Hiiii SEOs. How’s everybody doing? Good, I hope. I’ve found some more cool stuff across SEO Twitter and e-blasts that would be fun to share. But first, a quick interruption to talk about me. And more specifically, my progress at USC for those considering my– or similar – MBA programs. (OK, FINE – skip ahead if you wish).
It’s my fourth official week as a USC EMBA student… and I have just wrapped up Theme 1! Only eight more to go. Some key takeaways so far have been:
- The importance of thoughtfully and respectfully sticking up for your ideas when others disagree. And balancing this concept with maintaining harmony within the team.
- Assets = Liabilities + Stockholders Equity! And, Change in Shareholders’ Equity = Net Income – Dividends
- There are some freaking inspirational people in my program. I’ll go back and flesh out this bullet a bit more later.
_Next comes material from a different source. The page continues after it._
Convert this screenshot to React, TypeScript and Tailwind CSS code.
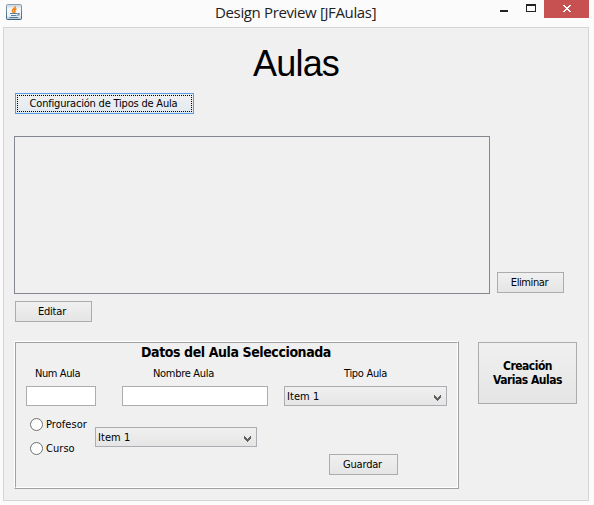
import type { ReactNode } from 'react';

const buttonStyle =
  'flex items-center justify-center border border-[#acacac] bg-linear-to-b from-[#f0f0f0] to-[#e5e5e5] whitespace-nowrap';

function JavaIcon() {
  return (
    <svg width="16" height="16" viewBox="0 0 16 16">
      <defs>
        <linearGradient id="tile" x1="0" y1="0" x2="0" y2="1">
          <stop offset="0" stopColor="#c3d0db" />
          <stop offset="0.3" stopColor="#f7f9fa" />
          <stop offset="0.75" stopColor="#eef2f5" />
          <stop offset="1" stopColor="#a9bccb" />
        </linearGradient>
        <linearGradient id="edge" x1="0" y1="0" x2="0" y2="1">
          <stop offset="0" stopColor="#8ba0b1" />
          <stop offset="1" stopColor="#3f6079" />
        </linearGradient>
      </defs>
      <rect x="0.5" y="0.5" width="15" height="15" rx="1" fill="url(#tile)" stroke="url(#edge)" />
      <path d="M9.3 2.4C9.6 4.5 6.2 5 6.4 6.7C6.5 7.6 7.4 8 7.5 8.8M10.5 4.8C8.5 5.6 8.3 6.3 8.9 7.2C9.3 7.8 8.8 8.4 8.4 8.8" fill="none" stroke="#ed8214" strokeWidth="1.6" />
      <path d="M4 9.5H11M5 11.5H10.5M3.5 13.5H12M11.5 9.5H13V11H11" fill="none" stroke="#54809f" strokeWidth="1.1" />
    </svg>
  );
}

function TitleBar() {
  return (
    <header className="flex h-[27px] items-start pl-[6px] pr-[5px]">
      <div className="mt-[4px]">
        <JavaIcon />
      </div>
      <h1 className="ml-[193px] mt-[2px] w-[170px] whitespace-nowrap font-['Open_Sans',sans-serif] text-[15px] leading-[21px] tracking-[-0.36px] text-[#222] [font-stretch:normal]">
        Design Preview [JFAulas]
      </h1>
      <div className="ml-auto flex items-start">
        <svg width="8" height="2" className="mt-[10px]" shapeRendering="crispEdges">
          <rect width="8" height="2" fill="#222" />
        </svg>
        <svg width="10" height="8" className="ml-[18px] mt-[4px]" shapeRendering="crispEdges">
          <path d="M0 0H10V8H0ZM1 2V7H9V2Z" fill="#222" fillRule="evenodd" />
        </svg>
        <div className="ml-[8px] flex h-[18px] w-[45px] justify-center bg-[#c75050] pt-[5px]">
          <svg width="8" height="7" viewBox="0 0 8 7" shapeRendering="crispEdges" className="ml-px">
            <path d="M0 0H2V1H3V2H5V1H6V0H8V1H7V2H6V3H5V4H6V5H7V6H8V7H6V6H5V5H3V6H2V7H0V6H1V5H2V4H3V3H2V2H1V1H0Z" fill="#fff" />
          </svg>
        </div>
      </div>
    </header>
  );
}

function Combo({ width }: { width: string }) {
  return (
    <div className={`flex h-5 ${width} items-center justify-between border border-[#acacb2] bg-linear-to-b from-[#f0f0f0] to-[#e5e5e5] pl-[2px] pr-[5px]`}>
      <span className="mt-px tracking-[0.05px]">Item 1</span>
      <svg width="7" height="6" viewBox="0 0 7 6" className="mt-[4px]" shapeRendering="crispEdges">
        <path d="M0 0H1V1H2V2H3V3H4V2H5V1H6V0H7V3H6V4H5V5H4V6H3V5H2V4H1V3H0Z" fill="#606060" />
      </svg>
    </div>
  );
}

function Radio({ children }: { children: ReactNode }) {
  return (
    <label className="flex h-[14px] items-center">
      <span className="h-[13px] w-[13px] rounded-full border border-[#707070] bg-white" />
      <span className="ml-[3px] mt-px whitespace-nowrap tracking-[0.05px]">{children}</span>
    </label>
  );
}

function RoomDetails() {
  return (
    <section className="h-[148px] w-[445px] border border-b-[#a0a0a0] border-l-white border-r-[#a0a0a0] border-t-white">
      <div className="flex h-full flex-col border border-b-white border-l-[#a0a0a0] border-r-white border-t-[#a0a0a0]">
        <h3 className="ml-[125px] mt-px h-[17px] whitespace-nowrap text-[14px] font-bold leading-[17px] tracking-[-0.41px]">
          Datos del Aula Seleccionada
        </h3>
        <div className="mt-[6px] flex h-[14px] whitespace-nowrap leading-[14px]">
          <span className="ml-[19px] w-[118px] tracking-[-0.4px]">Num Aula</span>
          <span className="w-[191px]">Nombre Aula</span>
          <span>Tipo Aula</span>
        </div>
        <div className="mt-[5px] flex pl-[10px]">
          <div className="h-5 w-[70px] border border-[#abadb3] bg-white" />
          <div className="ml-[26px] mr-4 h-5 w-[146px] border border-[#abadb3] bg-white" />
          <Combo width="w-[163px]" />
        </div>
        <div className="mt-[11px] flex pl-[14px]">
          <div className="flex w-[65px] flex-col gap-[10px]">
            <Radio>Profesor</Radio>
            <Radio>Curso</Radio>
          </div>
          <div className="mt-[10px]">
            <Combo width="w-[162px]" />
          </div>
          <button className={`${buttonStyle} ml-[72px] mt-[37px] h-[21px] w-[69px] pr-[2px] tracking-[-0.2px]`}>Guardar</button>
        </div>
      </div>
    </section>
  );
}

export default function App() {
  return (
    <div className="h-[505px] w-[594px] overflow-hidden bg-[#fbfbfb] font-['DejaVu_Sans_Condensed','DejaVu_Sans',sans-serif] text-[11px] leading-[14px] tracking-[-0.3px] text-black [font-stretch:condensed]">
      <TitleBar />
      <main className="ml-[3px] flex h-[474px] w-[586px] flex-col border border-[#d5d5d5] bg-[#f0f0f0] pl-[10px]">
        <h2 className="ml-[239px] mt-[15px] h-[41px] font-['Liberation_Sans',sans-serif] text-[36px] leading-[41px] tracking-[-0.8px]">
          Aulas
        </h2>
        <button className="ml-px mt-[9px] h-[21px] w-[179px] border border-[#569de5] bg-linear-to-b from-[#f0f0f0] to-[#e3eaf0] p-px tracking-[-0.2px]">
          <span className="flex h-full items-center justify-center whitespace-nowrap border border-dotted border-black pr-[2px]">
            Configuración de Tipos de Aula
          </span>
        </button>
        <div className="mt-[22px] flex items-end">
          <div className="h-[158px] w-[476px] border border-[#828790]" />
          <button className={`${buttonStyle} mb-px ml-[7px] h-[21px] w-[67px] pr-[2px] tracking-[-0.4px]`}>Eliminar</button>
        </div>
        <button className={`${buttonStyle} ml-px mt-[7px] h-[21px] w-[77px] pr-[3px] tracking-[-0.2px]`}>Editar</button>
        <div className="mt-[19px] flex">
          <RoomDetails />
          <button className={`${buttonStyle} ml-[19px] mt-px h-[62px] w-[99px] text-center text-[12px] font-bold leading-[14px] tracking-[-0.5px]`}>
            Creación
            <br />
            Varias Aulas
          </button>
        </div>
      </main>
    </div>
  );
}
But for now, please read this post from a member of my cohort, Travis Roderick.
- I could be a better karaoke singer. (To be fair, I already knew this, but our cohort’s residential at the Rancho Bernardo Inn strongly reinforced this concept).
OK – back to the post.
1. Kevin and the folks at Re:signal share their best practices on e-commerce SEO when stuff goes out of stock
In their recent e-newsletter, they explain how their agency recommends handling temporarily out-of-stock products with a new version and discontinued products:
- Tips for temporarily out-of-stock products: Let users sign up for alerts, show similar products, stop linking to it from relevant categories and other products, update your structured data and products’ feed
- Products with a new version: Update internal links, update XML and HTML sitemaps, remove from products’ feed, add a 301 redirect
- Discontinued products: Remove internal links, remove from XML and HTML sitemaps, remove from products’ feed, review the performance of the page, add a 301 redirect or a 410 status
^ My smug face when I get the “last one left!” in inventory
2. Screaming Frog SEO Spider jumps to version 17
This version update includes new features such as:
- “New issues” tab – detailing issues, warnings, and opportunities discovered from the last crawl.
- “New links” tab to help SEOs better identify link-based issues like crawl depth, orphans, no-follow internal links, non-descriptive anchor text, etc.
- “New limits” – users can now control the number of URLs crawled by URL path for improved crawl control.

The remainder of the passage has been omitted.